IL MAMMUT… E LA CITTÀ RICOSTRUITA
trovato in provincia dell’Aquila nel 1954, è tornato di recente ad essere esposto nel Forte Spagnolo Aquilano, rappresentando uno dei simboli della ricostruzione della città abruzzese dopo il terribile sisma del 2009.
E sì perché il terremoto che colpì la città de L’Aquila alle 3:32 del mattino del 6 aprile 2009, tra le innumerevoli devastazioni che cambiarono il volto del bellissimo capoluogo abruzzese e provocarono il tragico bilancio di 309 vittime, determinò anche seri danni alla struttura del Forte cinquecentesco Spagnolo che ospitava l’esposizione del mastodonte nonché importanti lesioni a parte dello scheletro e della struttura portante del Mammut.
Da figlio di genitori aquilani ricordo sin da piccolo, in occasione delle affascinanti visite presso la sala del bastione est del Forte Spagnolo a
questo raro esemplare di animale preistorico, di aver subito considerato
il Mammut uno dei simboli di questa bellissima città.
Probabilmente perché anche lui “immoto manet” protetto all’interno della Fortezza Spagnola ed in questo suo troneggiare impersona plasticamente la robustezza e la fierezza delle genti d’Abruzzo.
Ma facciamo un balzo indietro e ripercorriamo brevemente l’interessante storia del Mammuthus Meridionalis Vestinus,
tra i pochi esemplari rinvenuti in Europa in buone condizioni, per l’integrità
dello scheletro e l’ottimale stato di conservazione, grazie al clima rigido,
quasi dolomitico, che caratterizzava i territori abruzzesi.
Esso fu subito considerato uno dei reperti più importanti della preistoria italiana, uno degli esemplari più completi esistenti insieme a quelli esposti a Parigi, a Leningrado e negli Usa.
La Conca dell’Aquila nella preistoria era occupata da un grande lago dove vivevano elefanti e rinoceronti, ippopotami, cervi e cinghiali e
nel marzo del 1954, a seguito di scavi per la ricerca dell’acqua, in località Madonna della Strada a Scoppito, fu rinvenuto lo scheletro quasi integro
di un Elephas Meridionalis Nesti,
noto come Mammut, diffusosi nella penisola italiana all’inizio del Quaternario.

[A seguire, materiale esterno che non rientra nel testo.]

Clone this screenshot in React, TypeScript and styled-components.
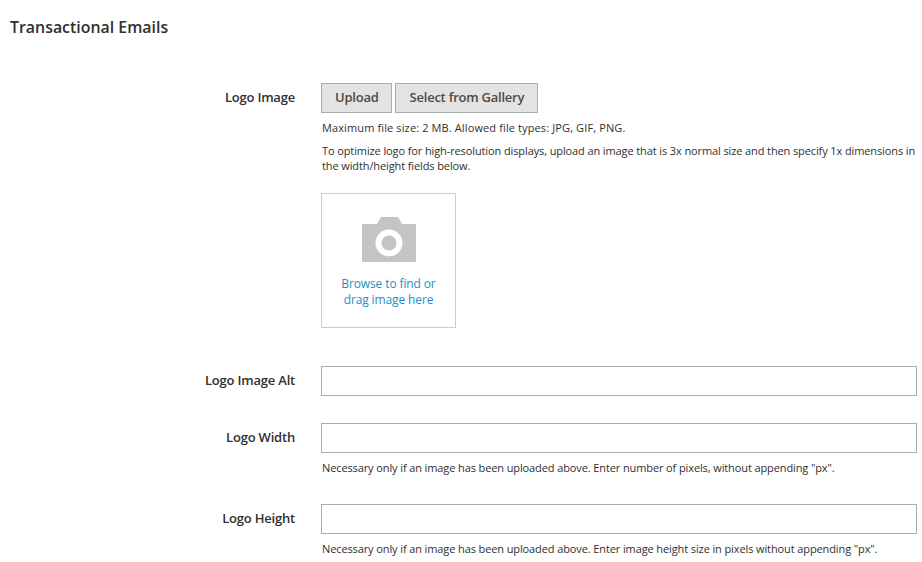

All’esemplare maschio e anziano dell’Aquila, morto probabilmente di vecchiaia a 55 anni, attorno a 1.500.000 anni fa, fu attribuita la denominazione prima di Archidiskodon meridionalis vestinus, poi di Mammuthus meridionalis vestinus. Il Mammut era un “bestione” pesante all’incirca più di sedici tonnellate e alto più di quattro metri, molto simile ad un elefante, ma più robusto, con le zanne più curve e la bocca più sporgente
Il restauro seguì un percorso a più tappe. Successivamente alla sua scoperta,
dopo circa sei anni di lavori di riparazione delle singole parti, fu esposto al pubblico
nel 1960 nel bastione est del Forte Spagnolo, sezione paleontologica
del Museo Nazionale dell’Aquila.
Alla fine degli anni ’80 si rese necessario un secondo restauro concluso nel giugno del 1991 effettuato in parte presso il Laboratorio di Restauro del Museo di Geologia e Paleontologia dell’Università di Firenze.
Si arriva, quindi, all’ultimo restauro post terremoto 2009
avvenuto anche grazie ad una generosa donazione di 600 mila euro della Guardia di Finanza che ha voluto contribuire così alla rinascita dell’Aquila dopo il sisma. L’intervento di restauro è stato realizzato dall’allora Direzione Regionale per i Beni Culturali e Paesaggistici dell’Abruzzo (oggi Segretariato Regionale per l’Abruzzo).
Il Mammut aquilano è ritornato nel 2022 a costituire una delle attrazioni
del Museo Nazionale D’Abruzzo (MuNDA) de L’Aquila ma, soprattutto,
il suo ultimo restauro con la sua “restituzione”
al patrimonio culturale della città
ha significato un ulteriore importante passo in avanti verso la completa ricostruzione della città dell’Aquila per tornare a splendere nella sua antica e particolare bellezza.